Tuesday, February 19, 2008

God Before Time - Clemons

One thing I’ve given a bit of thought to lately, is the working of God within time. As any physics teacher will tell you, time is a function of mass, motion and gravity. Time is not a constant. It changes the faster you go, or with the less gravity you have. But mass, motion and gravity are creations of God. He’s not subject to their machinations. God sits outside time, looking in.

Which brings mwe to my subject. I frequently talk to fledging writers who want to know why it takes so long to get published. Many, like myself, truly believe they are called to write. Like me, they expect to earn money at it—it is, after all, a vocation not an avocation. They pray and believe God is going to use their words to change the world, but they write, and write, and send out one proposal after another, and then complain that while they believe they’re doing God’s will, God isn’t answering their prayers, and they start to think about giving up.

It’s a matter of faith, I tell them. You have to believe in spite of what you see.

I try not to leave them with the usual glib answers. I’m sure you’ve heard them all: “Your faith is too weak. If you believed with the faith of a mustard seed you could ask anything and it would be done for you,” or, “Without faith it is impossible to please Him, for to ask anything of God you must first believe He exists and that He rewards those who diligently seek Him.” It’s true, if you pray but you don’t really believe God hears and answers, forgetaboutit.

Or how about this one. “You ask and receive not because you seek to heap it after your own lust.” True again. If you’re praying that you sell enough books to buy a $750,000 house with a Ferrari in the drive and have money left over to pay your bills and take a European vacation, your asking God to provide you with earthly goods when He says we should be storing our treasures in heaven, so again, you’re prayers probably aren’t going to be heard. But I haven’t met anyone doing this.

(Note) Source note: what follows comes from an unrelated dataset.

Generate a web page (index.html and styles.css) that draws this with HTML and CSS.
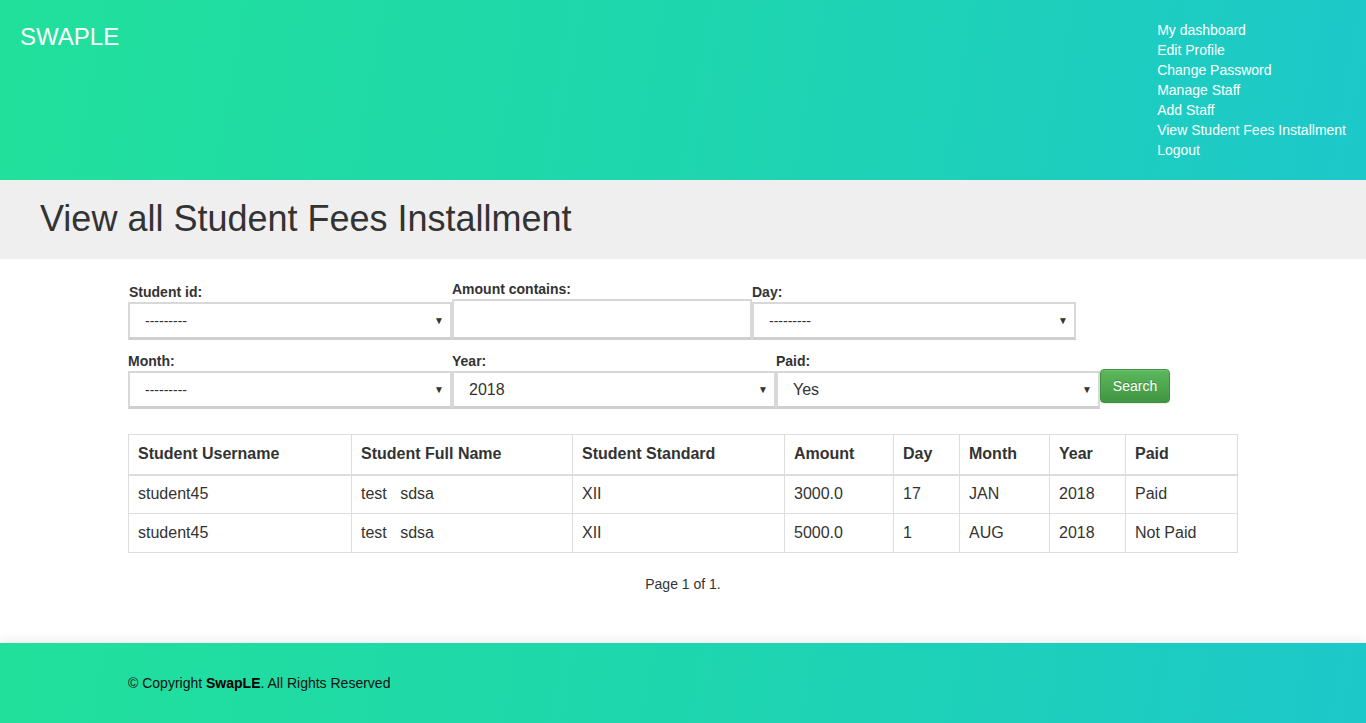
FILE: index.html
```html
<!DOCTYPE html>
<html>
<head>
<meta charset="utf-8">
<title>View all Student Fees Installment</title>
<link rel="stylesheet" href="styles.css">
</head>
<body>
<header class="topbar">
  <div class="logo">SWAPLE</div>
  <nav class="nav">
    <a href="#">My dashboard</a>
    <a href="#">Edit Profile</a>
    <a href="#">Change Password</a>
    <a href="#">Manage Staff</a>
    <a href="#">Add Staff</a>
    <a href="#">View Student Fees Installment</a>
    <a href="#">Logout</a>
  </nav>
</header>

<section class="titlebar">
  <h1>View all Student Fees Installment</h1>
</section>

<main class="content">
  <form class="filters">
    <div class="row">
      <div class="field w324 first">
        <label>Student id:</label>
        <div class="selectwrap"><select><option>---------</option></select><span class="arrow">▼</span></div>
      </div>
      <div class="field w300">
        <label>Amount contains:</label>
        <input type="text" class="textin">
      </div>
      <div class="field w324">
        <label>Day:</label>
        <div class="selectwrap"><select><option>---------</option></select><span class="arrow">▼</span></div>
      </div>
    </div>
    <div class="row row2">
      <div class="field w324">
        <label>Month:</label>
        <div class="selectwrap"><select><option>---------</option></select><span class="arrow">▼</span></div>
      </div>
      <div class="field w324">
        <label>Year:</label>
        <div class="selectwrap"><select class="big"><option>2018</option></select><span class="arrow">▼</span></div>
      </div>
      <div class="field w324">
        <label>Paid:</label>
        <div class="selectwrap"><select class="big"><option>Yes</option></select><span class="arrow">▼</span></div>
      </div>
      <button type="button" class="btn">Search</button>
    </div>
  </form>

  <table class="grid">
    <colgroup>
      <col class="c1"><col class="c2"><col class="c3"><col class="c4"><col class="c5"><col class="c6"><col class="c7"><col class="c8">
    </colgroup>
    <thead>
      <tr><th>Student Username</th><th>Student Full Name</th><th>Student Standard</th><th>Amount</th><th>Day</th><th>Month</th><th>Year</th><th>Paid</th></tr>
    </thead>
    <tbody>
      <tr><td>student45</td><td>test&nbsp;&nbsp;&nbsp;sdsa</td><td>XII</td><td>3000.0</td><td>17</td><td>JAN</td><td>2018</td><td>Paid</td></tr>
      <tr><td>student45</td><td>test&nbsp;&nbsp;&nbsp;sdsa</td><td>XII</td><td>5000.0</td><td>1</td><td>AUG</td><td>2018</td><td>Not Paid</td></tr>
    </tbody>
  </table>

  <p class="pager">Page 1 of 1.</p>
</main>

<footer class="footer">
  <div class="footinner">© Copyright <strong>SwapLE</strong>. All Rights Reserved</div>
</footer>
</body>
</html>
```

FILE: styles.css
```css
* { box-sizing: border-box; }
html, body { margin: 0; padding: 0; }
body {
  font-family: "Liberation Sans", Arial, sans-serif;
  font-size: 14px;
  line-height: 20px;
  color: #333;
  background: #fff;
}

.topbar {
  height: 180px;
  display: flex;
  justify-content: space-between;
  align-items: flex-start;
  background: linear-gradient(100deg, #21e09b 0%, #1ed6ae 50%, #1dc8ca 100%);
  color: #fff;
}
.logo {
  font-size: 24px;
  line-height: 28px;
  padding: 23px 20px 0 20px;
}
.nav {
  display: flex;
  flex-direction: column;
  padding: 20px 20px 0 0;
}
.nav a {
  color: #fff;
  text-decoration: none;
  font-size: 14px;
  line-height: 20px;
}

.titlebar {
  background: #efefef;
  height: 79px;
  padding: 19px 40px 0 40px;
}
.titlebar h1 {
  margin: 0;
  font-weight: 400;
  font-size: 36px;
  line-height: 40px;
  color: #333;
}

.content {
  width: 1110px;
  margin: 0 auto;
  padding: 20px 0 49px 0;
}

.filters { margin: 0; }
.row {
  display: flex;
  align-items: flex-end;
}
.row2 {
  margin-top: 11px;
}
.field {
  display: flex;
  flex-direction: column;
}
.w324 { width: 324px; }
.w300 { width: 300px; }
.field label {
  font-weight: 700;
  font-size: 14px;
  line-height: 20px;
  color: #333;
}
.field.first label { padding-left: 1px; }

.selectwrap {
  position: relative;
  height: 38px;
}
.selectwrap select {
  -webkit-appearance: none;
  appearance: none;
  width: 100%;
  height: 38px;
  border: 2px solid #d8d8d8;
  border-bottom-width: 3px;
  border-bottom-color: #cfcfcf;
  border-radius: 0;
  background: #fff;
  font-family: "Liberation Sans", Arial, sans-serif;
  font-size: 14px;
  color: #333;
  padding: 0 0 0 15px;
  outline: none;
}
.selectwrap select.big { font-size: 16px; }
.arrow {
  position: absolute;
  right: 8px;
  top: 14px;
  font-size: 10px;
  line-height: 10px;
  color: #333;
  pointer-events: none;
}

.textin {
  width: 100%;
  height: 41px;
  border: 2px solid #d8d8d8;
  border-bottom-width: 3px;
  border-bottom-color: #cfcfcf;
  border-radius: 0;
  background: #fff;
  outline: none;
  font-family: "Liberation Sans", Arial, sans-serif;
  font-size: 16px;
  padding: 0 10px;
}

.btn {
  width: 70px;
  height: 34px;
  margin-bottom: 6px;
  border: 1px solid #3e8f3e;
  border-radius: 4px;
  background: linear-gradient(#5cb85c, #419641);
  color: #fff;
  font-family: "Liberation Sans", Arial, sans-serif;
  font-size: 14px;
  line-height: 20px;
  padding: 0;
  text-shadow: 0 -1px 0 rgba(0,0,0,0.2);
  box-shadow: inset 0 1px 0 rgba(255,255,255,0.15), 0 1px 1px rgba(0,0,0,0.075);
}

.grid {
  width: 1110px;
  margin-top: 25px;
  border-collapse: collapse;
  table-layout: fixed;
  font-size: 16px;
  color: #333;
}
.c1 { width: 223px; }
.c2 { width: 221px; }
.c3 { width: 212px; }
.c4 { width: 109px; }
.c5 { width: 66px; }
.c6 { width: 90px; }
.c7 { width: 76px; }
.c8 { width: 112px; }
.grid th, .grid td {
  border: 1px solid #ddd;
  text-align: left;
  padding: 0 8px 0 9px;
  height: 39px;
  line-height: 22px;
  vertical-align: middle;
}
.grid th {
  font-weight: 700;
  height: 40px;
  border-bottom: 2px solid #ddd;
}

.pager {
  text-align: center;
  margin: 21px 0 0 0;
  font-size: 14px;
  line-height: 20px;
  color: #333;
}

.footer {
  height: 80px;
  background: linear-gradient(100deg, #21e09b 0%, #1ed6ae 50%, #1dc8ca 100%);
  box-shadow: 0 -4px 8px rgba(0,0,0,0.06);
}
.footinner {
  width: 1110px;
  margin: 0 auto;
  padding-top: 30px;
  font-size: 14px;
  line-height: 20px;
  color: #111;
}
.footinner strong { font-weight: 700; color: #000; }
```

Then there’s the verse in James that says the prayer of a righteous man avails much. True, you do need to be righteous, at least in the sense that you’re right with God, that you’ve confessed every sin and are truly seeking to do His will.

But what if you’ve practiced all of the above but still feel your prayers haven’t been heard?

Well maybe the missing ingredient is time. We don’t work on God’s clock. My pastor, Rod Hembree, recently put it this way: “Sometimes we pray, and God starts to answer, but we interrupt Him mid-sentence.” In other words, God may be right in the middle of working out the answer to our prayers, when we give up.

If you don’t think it’s true consider this: just about every old testament saint, all those we learned about in Sunday School, waited years for the promise of God to be fulfilled in their lives.

Abraham was told he would have a son, but he was ninety before it finally happened. As a boy Joseph was told his bothers would bow down to him, but before he saw it come to pass he had to endure slavery and imprisonment for at least twenty years. God preserved Moses’ life from his birth but he was eighty years old when he was finally called to lead the children of Israel. David was a young man when he was selected by God to be King over Israel, but even after slaying Goliath he had to endure many years of being chased by Saul before God actually fulfilled the promise.

The problem is we become impatient with God. We want our prayers answered now, not sometime in the future. God, on the other hand, sits outside time. He sees the end from the beginning. He already knows how and when He’ll answer our prayers. For Him, it’s a matter of patiently putting up with our impatience until He knows we’re ready.

Is a limited view of time the missing ingredient in our faith formula? I don’t know, but I can say that we do well when we remember it’s not about us, it’s about Him: for it is God who works in you to will and to act according to His good purpose. Philippians 2:13

Keith Clemons
www.clemonsbooks.com

2 comments:

Bonnie Grove said...

In theology, there is a study of prophesy - called mountain top prophesy, that understands God's work with humanity as an ongoing process. Even the OT prophesies we read (and see fulfilled in NT) can be understood as having multiple fulfillments throughout time. I love this view, and I agree with it. We so often see God move in one area of our life and think "That was an answer to prayer!" (which it was, to be sure) but then we think the prayer is answered and we are done with it. I don't think that's true at all. God answers, and answers, and draws us closer to him, and moves us forward, and helps us, and grows us, and moves us and moves us. It's a process. And it applies to everything in our lives. Even writing.
I'm one of those who knows she is called to write. So, for me, that means that God has called me to work within a system (it existed before I got here) and to rely on Him to work WITH me in that system. Not to fly by high above the system - but to help me learn, be wise, improve, grow, come closer to Him. To learn in the process. And to not grow weary in well doing.
Peace to you Keith. You're a blessing.

Linda Wegner said...

Thanks for this reminder, Keith. How often I have chafed at God's timing, only to give thanks later for the Hand that restrained.